The ASEL also impose reporting obligations on exporters. Exporters must notify DAWR if the mortality rate exceeds 1% for cattle or 2% for sheep. Following the high profile exposure of sheep suffering on-board live export vessels to the Middle East in 2018, the Australian Government reduced the reportable mortality rate for sheep to 1%. Since 2006 there have been at least 70 occasions where the reportable mortality level has been exceeded.
The EC Act provides a legislative framework for governing the export of ‘prescribed goods’ (including live animals) from Australia. It is responsible for approving individual consignments of animals. The administrative detail of this regime is given effect through subordinate instruments known as Export Control Orders. The primary order for the export of live animals is the Export Control (Animals) Order 2004 (EC (Animals) Order). Under the EC (Animals) Order, a person who wishes to export live animals must first be licensed under the AMLI Act, and must comply with any conditions imposed on that licence. The EC (Animals) Order outlines the process for approving consignments of livestock.
This requires exporters to submit an ‘exporter supply chain assurance system’ (ESCAS). The ESCAS was recommended by the Farmer Review in 2011 following evidence of cruel animal handling and slaughter practices in Indonesia. The ESCAS is designed to monitor the movement of livestock in importing countries to ensure the animals can be traced from export to slaughter. However, breaches of ESCAS occur frequently. Since 2012 there have been 163 reported breaches; it is not known how many go unreported. As part of the ESCAS the exporter must submit an end of processing report and a performance audit report. It is very important to note that the ESCAS only covers animals destined for slaughter – it does not cover breeder animals, which includes exports of dairy cattle.
In 2018, the EC (Animals) Order was amended to empower the Secretary of DAWR to place departmental officers on-board live export vessels to monitor conditions of transport. The Australian Government currently requires these departmental observers on all live export vessels.
The live export industry is in the process of developing a quality assurance program referred to as the Livestock Global Assurance Program as a means of demonstrating compliance with the ESCAS. If implemented, this would transfer many of the existing compliance, reporting and investigation requirements from government to industry. The RSPCA is opposed to reducing Government oversight of the live export trade.

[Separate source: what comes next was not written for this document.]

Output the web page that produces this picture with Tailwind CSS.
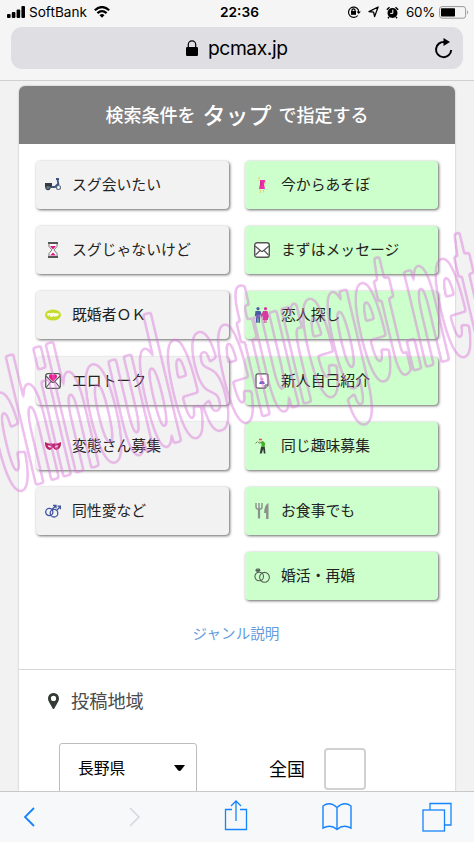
<!DOCTYPE html>
<html lang="ja">
<head>
<meta charset="utf-8">
<title>pcmax.jp</title>
<script src="https://cdn.jsdelivr.net/npm/@tailwindcss/browser@4"></script>
</head>
<body class="bg-[#f2f2f2]">
<div class="relative flex h-[842px] w-[474px] flex-col overflow-hidden bg-[#f2f2f2] font-['Inter','Noto_Sans_CJK_JP',sans-serif] text-black">
  <header class="h-[81px] shrink-0 border-b border-[#cfcfd1] bg-[#f6f5f6]">
    <div class="grid h-6 grid-cols-3 items-center pl-[7px] pr-[5px] text-[13.3px] leading-6">
      <div class="flex items-center">
        <svg class="mr-1" width="18" height="12" viewBox="0 0 18 12"><rect y="8" width="3.6" height="4" rx="1"/><rect x="4.8" y="6" width="3.6" height="6" rx="1"/><rect x="9.6" y="3.4" width="3.6" height="8.6" rx="1"/><rect x="14.4" width="3.6" height="12" rx="1"/></svg>
        <span class="w-[58px] whitespace-nowrap font-['Inter'] text-[13.6px]">SoftBank</span>
        <svg class="ml-[7px]" width="16" height="12" viewBox="0 0 16 12" fill="none" stroke="#000" stroke-width="2.2"><path d="M.8 4.3Q8-2.2 15.2 4.3M3.4 7.1q4.6-4.1 9.2 0"/><path d="M5.5 9.2q2.5-2.2 5 0L8 11.8z" fill="#000" stroke="none"/></svg>
      </div>
      <div class="pl-[3px] text-center text-[13.7px] font-semibold">22:36</div>
      <div class="flex items-center justify-end">
        <svg class="mr-[7px]" width="14" height="14" viewBox="0 0 14 14" fill="none" stroke="#000" stroke-width="1.2"><path d="M10.8 10.5A5.2 5.2 0 1 1 11.2 4.6L11.7 7"/><path d="M9.5 6.4h4.4L11.7 9z" fill="#000" stroke="none"/><rect x="4" y="6" width="5" height="3.8" fill="#000" stroke="none"/><path d="M5 6V4.8q1.5-2 3 0V6"/></svg>
        <svg class="mr-[7px]" width="11" height="12" viewBox="0 0 11 12" fill="none" stroke="#000" stroke-width="1.3" stroke-linejoin="round"><path d="M10.1 1 6.6 10.6 5.6 6.2 1 5.6z"/></svg>
        <svg class="mr-[7px]" width="13" height="13" viewBox="0 0 13 13"><circle cx="6.5" cy="7" r="5"/><path d="M.8 3.7 3.5 1.3M12.2 3.7 9.5 1.3M3 11l-1 1.3M10 11l1 1.3" stroke="#000" stroke-width="1.5"/><path d="M6.8 3.7v3.7H4.2" fill="none" stroke="#fff"/></svg>
        <span class="mr-[4px] w-[29px] whitespace-nowrap text-[13.4px] tracking-[-.3px]">60%</span>
        <svg width="30" height="13" viewBox="0 0 30 13"><rect x=".6" y=".6" width="26" height="11.6" rx="2.5" fill="none" stroke="#999"/><rect x="2" y="2.2" width="14" height="8.4" rx=".8"/><path d="M28 4.3q2 2 0 4.2z" fill="#999"/></svg>
      </div>
    </div>
    <div class="ml-[11px] mt-[3px] flex h-[42px] w-[452px] items-center rounded-[11px] bg-[#dfdfe3]">
      <svg class="ml-[175px]" width="12" height="16" viewBox="0 0 12 16"><rect y="7" width="12" height="9" rx="1.3"/><path d="M2.3 8V4.5a3.7 3.7 0 0 1 7.4 0V8" fill="none" stroke="#000" stroke-width="1.2"/></svg>
      <span class="ml-[10px] text-[19.3px] leading-[40px] tracking-[-.45px]">pcmax.jp</span>
      <svg class="ml-auto mr-[10px]" width="19" height="21" viewBox="0 0 19 21"><path d="M10.5 4A7.6 7.6 0 1 0 17.2 12" fill="none" stroke="#000" stroke-width="2"/><path d="M9.5 0 16 4 9.5 8z"/></svg>
    </div>
  </header>

  <main class="ml-[19px] mt-[5px] flex h-[705px] w-[436px] shrink-0 flex-col overflow-hidden rounded-t-[6px] bg-white shadow-[0_0_2px_rgba(0,0,0,.3)] font-['Noto_Sans_CJK_JP',sans-serif]">
    <h1 class="flex h-[57.5px] shrink-0 items-center justify-center bg-[#7f7f7f] pb-px text-[18px] font-medium text-white"><span>検索条件を</span><span class="mx-[7px] text-[23px]">タップ</span><span>で指定する</span></h1>
    <div class="mt-[17.5px] flex justify-between pl-[17px] pr-[17px] text-[14.85px] leading-[22px] text-[#222] [&_span]:pb-[2px]">
      <div class="flex w-[192.5px] flex-col gap-[17.2px]">
        <div class="flex h-[48px] items-center gap-[11px] rounded-[4px] bg-[#f2f2f2] pl-[9px] shadow-[1px_1px_3px_rgba(0,0,0,.6)]">
          <svg width="16" height="16" viewBox="0 0 16 16"><path d="M0 6h7v4H0z" fill="#333b48"/><circle cx="3" cy="10.5" r="2.3" fill="#5f7888" stroke="#333"/><circle cx="13.5" cy="10.5" r="2" fill="#fff" stroke="#667780" stroke-width="1.2"/><path d="M11 2h3M12.5 2l1 6M6 10h4l3-3" fill="none" stroke="#3d577f" stroke-width="1.8"/></svg>
          <span>スグ会いたい</span></div>
        <div class="flex h-[48px] items-center gap-[11px] rounded-[4px] bg-[#f2f2f2] pl-[9px] shadow-[1px_1px_3px_rgba(0,0,0,.6)]">
          <svg width="16" height="16" viewBox="0 0 16 16"><path d="M4 1.5v3L7 8l-3 3.5v3h8v-3L9 8l3-3.5v-3z" fill="#fff" stroke="#777"/><path d="M5 4h6L8 7.5zM5 13.5l3-3 3 3z" fill="#d91b82"/><path d="M3 1h10M3 15h10" stroke="#555" stroke-width="2"/></svg>
          <span>スグじゃないけど</span></div>
        <div class="flex h-[48px] items-center gap-[11px] rounded-[4px] bg-[#f2f2f2] pl-[9px] shadow-[1px_1px_3px_rgba(0,0,0,.6)]">
          <svg width="16" height="16" viewBox="0 0 16 16"><ellipse cx="8" cy="8" rx="8" ry="5.6" fill="#c7dc2a"/><path d="M2 7.5q1-2 3-1.2 3-1.3 6 0 3-.6 3 1-1.5 2.7-6 2.5-5 0-6-2.3" fill="#fbfde8"/><path d="M4 8l1 1.2M8 9l1 1" stroke="#c7dc2a"/></svg>
          <span>既婚者ＯＫ</span></div>
        <div class="flex h-[48px] items-center gap-[11px] rounded-[4px] bg-[#f2f2f2] pl-[9px] shadow-[1px_1px_3px_rgba(0,0,0,.6)]">
          <svg width="16" height="16" viewBox="0 0 16 16"><rect x=".7" y=".7" width="14.6" height="14.6" rx="2.4" fill="#fff" stroke="#555" stroke-width="1.3"/><path d="M1 3l6 6q1 .8 2 0l6-6M1.5 14 6 8.5M14.5 14 10 8.5" fill="none" stroke="#555" stroke-width="1.1"/><path d="M8 8.5 4.3 4.8C2.8 2 6 .2 8 2.2c2-2 5.2-.2 3.7 2.6z" fill="#ee168b"/></svg>
          <span>エロトーク</span></div>
        <div class="flex h-[48px] items-center gap-[11px] rounded-[4px] bg-[#f2f2f2] pl-[9px] shadow-[1px_1px_3px_rgba(0,0,0,.6)]">
          <svg width="16" height="16" viewBox="0 0 16 16"><path fill-rule="evenodd" d="M0 4q4 2 5 1.5Q8 5 8 6.3 8 5 11 5.5 12 6 16 4q.5 7-4.5 8Q9 12 8 9.6 7 12 4.5 12-.5 11 0 4zm2.6 3.6q1.3 3 4 1.3Q5.5 6.8 2.6 7.6m10.8 0q-2.9-.8-4 1.3 2.7 1.7 4-1.3" fill="#bd2367"/></svg>
          <span>変態さん募集</span></div>
        <div class="flex h-[48px] items-center gap-[11px] rounded-[4px] bg-[#f2f2f2] pl-[9px] shadow-[1px_1px_3px_rgba(0,0,0,.6)]">
          <svg width="16" height="16" viewBox="0 0 16 16" fill="none" stroke="#4055a0" stroke-width="1.3"><circle cx="4.3" cy="9" r="3.6"/><circle cx="9" cy="10.2" r="3.8"/><path d="M7 6.5 10.4 3M8 2.3h3v3M11.7 7.3l3.5-3.5M12.5 3.2h3v3"/></svg>
          <span>同性愛など</span></div>
      </div>
      <div class="flex w-[193px] flex-col gap-[17.2px]">
        <div class="flex h-[48px] items-center gap-[11px] rounded-[4px] bg-[#ccffcb] pl-[9px] shadow-[1px_1px_3px_rgba(0,0,0,.6)]">
          <svg width="16" height="16" viewBox="0 0 16 16"><path d="M6 3h5v2L10 7l1 5H5l1-5z" fill="#f02fa7"/><path d="M5 .5v3M11.3 4.3v3M6.5 13v3M9.5 13v2.5" stroke="#e3c849" stroke-width="1.2" stroke-dasharray="1.5 .7"/><path d="M7 4.5v4" stroke="#a92c7e"/></svg>
          <span>今からあそぼ</span></div>
        <div class="flex h-[48px] items-center gap-[11px] rounded-[4px] bg-[#ccffcb] pl-[9px] shadow-[1px_1px_3px_rgba(0,0,0,.6)]">
          <svg width="16" height="16" viewBox="0 0 16 16"><rect x=".7" y=".7" width="14.6" height="14.6" rx="2.4" fill="#fff" stroke="#555" stroke-width="1.4"/><path d="M1 4l6 5q1 .8 2 0l6-5M1.5 13 6 8.5M14.5 13 10 8.5" fill="none" stroke="#555" stroke-width="1.2"/></svg>
          <span>まずはメッセージ</span></div>
        <div class="flex h-[48px] items-center gap-[11px] rounded-[4px] bg-[#ccffcb] pl-[9px] shadow-[1px_1px_3px_rgba(0,0,0,.6)]">
          <svg width="16" height="16" viewBox="0 0 16 16"><g fill="#495da2"><circle cx="4" cy="1.7" r="1.6"/><path d="M1.5 4h5l2 6-1 .5-1.5-3v8.3H4.3V11h-.6v4.8H2V9H.8z"/></g><g fill="#d83b9d"><circle cx="11.5" cy="1.7" r="1.6"/><path d="M9 4h4.5l1.5 6-1 1v2h-1.5v3h-1v-3h-.8v3h-1v-3H8.5l.7-4.5L7.5 10 7 9z"/></g></svg>
          <span>恋人探し</span></div>
        <div class="flex h-[48px] items-center gap-[11px] rounded-[4px] bg-[#ccffcb] pl-[9px] shadow-[1px_1px_3px_rgba(0,0,0,.6)]">
          <svg width="16" height="16" viewBox="0 0 16 16"><path d="M4 .8h8q2 0 2 2v9.4l-3 3H4q-2 0-2-2V2.8q0-2 2-2z" fill="#fff" stroke="#555" stroke-width="1.2"/><path d="M11 15v-3h3" fill="#eee" stroke="#555"/><circle cx="8" cy="6" r="1.5" fill="#eab2ca"/><path d="M5.3 11q0-3 2.7-3t2.7 3z" fill="#555fc4"/><path d="m7 8 1 2 1-2" fill="#ec2f93"/></svg>
          <span>新人自己紹介</span></div>
        <div class="flex h-[48px] items-center gap-[11px] rounded-[4px] bg-[#ccffcb] pl-[9px] shadow-[1px_1px_3px_rgba(0,0,0,.6)]">
          <svg width="16" height="16" viewBox="0 0 16 16"><circle cx="6.5" cy="2.3" r="1.6" fill="#edc39b"/><path d="M5 1.3h3" stroke="#d33"/><path d="M5.5 4.5 9 3l2 2-.3 4.5H7l.7-3.5z" fill="#46a930"/><path d="M7 9h3.8l.7 6.5H9.8L9.2 11l-1.5 4.5H5.8z" fill="#333b38"/><path d="M1.5 5.5 3.5 3.5M4 4 6 5.5" stroke="#698557"/></svg>
          <span>同じ趣味募集</span></div>
        <div class="flex h-[48px] items-center gap-[11px] rounded-[4px] bg-[#ccffcb] pl-[9px] shadow-[1px_1px_3px_rgba(0,0,0,.6)]">
          <svg width="16" height="16" viewBox="0 0 16 16"><path d="M2 0v4q0 2.3 3 2.3T8 4V0M5 0v6" fill="none" stroke="#8c8f8c" stroke-width="1.4"/><path d="M5 6v9.5" stroke="#8c8f8c" stroke-width="2.2"/><path d="M14.5 0v16h-2.4V10h-2Q10.3 2 14.5 0z" fill="#8c8f8c"/></svg>
          <span>お食事でも</span></div>
        <div class="flex h-[48px] items-center gap-[11px] rounded-[4px] bg-[#ccffcb] pl-[9px] shadow-[1px_1px_3px_rgba(0,0,0,.6)]">
          <svg width="16" height="16" viewBox="0 0 16 16" fill="none" stroke="#536252" stroke-width="1.1"><circle cx="5.2" cy="8.5" r="4.3"/><circle cx="10.5" cy="9.3" r="4.9"/><path d="M1.8 2.3 3 1h2l1 1.3-2.1 2zM2 2.4h4"/></svg>
          <span>婚活・再婚</span></div>
      </div>
    </div>
    <div class="mt-[22px] text-center text-[14.6px] leading-[22px] text-[#649ce0]"><span class="mr-[2px]">ジャンル説明</span></div>
    <section class="mt-[24.5px] border-t border-[#d8d8d8]">
      <div class="flex h-[63px] items-center pl-[29px] text-[18.2px] leading-[27px] text-[#4b4b4b]">
        <svg class="mr-[13px]" width="11" height="16" viewBox="0 0 11 16"><path fill-rule="evenodd" d="M5.5 0A5.3 5.3 0 0 1 11 5.4Q11 7 10 9l-4 7H5L1 9Q0 7 0 5.4A5.3 5.3 0 0 1 5.5 0zm0 2.8a2.6 2.6 0 1 0 0 5.2 2.6 2.6 0 0 0 0-5.2z" fill="#343a34"/></svg>
        <h2 class="-ml-px pb-[2px]">投稿地域</h2>
      </div>
      <div class="flex items-start pl-[40px] pt-[10px]">
        <div class="flex h-[51px] w-[138px] items-center rounded-[3px] border border-[#bdbdbd] pl-[18px] pr-[11px] text-[15.8px]"><span>長野県</span><svg class="ml-auto" width="11" height="6" viewBox="0 0 11 6"><path d="M0 0h11L7 5.2q-1.5 1.4-3 0z"/></svg></div>
        <span class="ml-[72px] mt-[11px] text-[18px] leading-[28px]">全国</span>
        <span class="ml-[19px] mt-[5px] size-[42px] rounded-[4px] border-2 border-[#d1d1d1]"></span>
      </div>
    </section>
  </main>

  <svg class="pointer-events-none absolute left-0 top-0" width="474" height="842" viewBox="0 0 474 842">
    <filter id="outline" filterUnits="userSpaceOnUse" x="-40" y="180" width="560" height="360" color-interpolation-filters="sRGB">
      <feGaussianBlur in="SourceAlpha" stdDeviation=".9" result="soft"/>
      <feComponentTransfer in="soft" result="outer"><feFuncA type="linear" slope="5" intercept="-.1"/></feComponentTransfer>
      <feComponentTransfer in="soft" result="inner"><feFuncA type="linear" slope="5" intercept="-3.6"/></feComponentTransfer>
      <feComposite in="outer" in2="inner" operator="out" result="ring"/>
      <feFlood flood-color="#d96fd9" flood-opacity=".44"/>
      <feComposite in2="ring" operator="in"/>
    </filter>
    <g filter="url(#outline)">
      <g transform="translate(8 491) rotate(-16.8) skewX(-3.5) scale(.285 1)">
        <text x="0" y="0" textLength="1770" lengthAdjust="spacingAndGlyphs" font-family="Liberation Sans" font-weight="700" font-size="176" stroke="#000" stroke-width="4">chihoudesefureget.net</text>
      </g>
    </g>
  </svg>

  <nav class="relative flex h-[51px] shrink-0 items-center border-t border-[#c8c8ca] bg-[#f6f8fa] pl-[23px] text-[#1683fd]">
    <svg width="12" height="20" viewBox="0 0 12 20" fill="none" stroke="currentColor" stroke-width="1.8"><path d="M11 1 2 10l9 9"/></svg>
    <svg class="ml-[94px]" width="12" height="20" viewBox="0 0 12 20" fill="none" stroke="#d5d7da" stroke-width="1.5"><path d="m1 1 9 9-9 9"/></svg>
    <svg class="-mt-1 ml-[83px]" width="24" height="32" viewBox="0 0 24 32" fill="none" stroke="currentColor" stroke-width="1.3"><path d="M8 10.5H1.5v20h21v-20H16M12 22V2M7 7l5-5 5 5"/></svg>
    <svg class="ml-[74px]" width="30" height="28" viewBox="0 0 30 28" fill="none" stroke="currentColor" stroke-width="1.4"><path d="M15 4.5Q8-2 1 3v22q8-4 14 1.5Q21 21 29 25V3Q22-2 15 4.5zV27"/></svg>
    <svg class="ml-[70px]" width="30" height="30" viewBox="0 0 30 30" fill="none" stroke="currentColor" stroke-width="1.3"><rect x="1" y="8" width="21.5" height="21"/><path d="M8 8V1.5h21V23h-6"/></svg>
  </nav>
</div>
</body>
</html>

There are a range of possible sanctions available to DAWR for dealing with breaches of the ASEL and ESCAS under the AMLI Act and EC Act. These include criminal sanctions such as fines and imprisonment and administrative sanctions such as export licence suspensions or cancellation. In practice, however, DAWR rarely utilises these regulatory mechanisms and will instead simply opt to impose further conditions on the offending exporter during future consignments.
The Navigation Act also plays a role in regulating the live export trade through the certification of live export vessels. The Navigation Act, through Marine Orders, Part 43: Cargo and Cargo Handling – Livestock, specifies requirements for animal pen sizes, passage ways to enable inspection of animals, and the possession of humane destruction equipment. The Marine Orders also impose reporting obligations regarding mortality rates on the ship’s master.
Finally, as much of the live export process occurs within state jurisdictions, state-based animal welfare law also applies to the trade. The loading and transportation of unfit animals, as well as the inappropriate handling and treatment of animals during any stage of the live export process may be met with criminal prosecution under state welfare law.
Concerns with the regulatory framework
Despite the comprehensive nature of the regulatory framework there remain a number of fundamental concerns. These are outlined below:
- It is not possible to ‘regulate out’ risks that are inherent to the trade. No amount of government regulation can overcome the inevitable welfare issues associated with the stress of prolonged transportation, changes in climatic conditions, and uncontrollable handling and slaughter practices in foreign jurisdictions.
- Stocking densities on-board vessels are too high and do not allow animals to lie down at the same time nor easily access food and water.
- There is no requirement for animals in foreign jurisdictions to be stunned before slaughter.
- The regulatory framework is fundamentally reactive in nature. While the ESCAS is a welcomed improvement, it operates primarily to monitor and detect breaches, not to prevent them. Detecting cruelty after it has occurred is of little benefit to the animals affected.
- The ASEL and ESCAS take the form of licence conditions rather than legislative provisions. This renders any requirement for compliance with the ASEL and ESCAS vulnerable to the discretion of relevant DAWR officers. A breach of the ASEL or ESCAS is not an offence of itself but a breach of a licence condition, which is ultimately left to DAWR to decide whether any action should be taken in response. If the ASEL or ESCAS were legislated any breach would constitute an offence of itself.
- There are fundamental limitations to any effort by the Australian Government to control the conditions of animal handling and slaughter in foreign jurisdictions.
- Accountability mechanisms, effected through the various reporting obligations under the ASEL and ESCAS, lack independence. Veterinarians operating under the ASEL and the independent auditors under the ESCAS are engaged and compensated directly by the exporter. The Farmer Review itself acknowledged incidents of undue influence being exerted by exporters over accredited vets but failed to recommend a change to the way their services are engaged.
- Sanctions for breaches of the ASEL and ESCAS have to-date been manifestly inadequate and have failed to act as a sufficient deterrent to neglecting animal welfare responsibilities.
These problems are fundamental to the regulatory framework and demonstrate the futility of trying to ensure acceptable animal welfare standards within the live export trade. This is why RSPCA Australia believes the live export trade is profoundly unethical and calls upon the Australian Government to commit to an ordered phase out of the trade.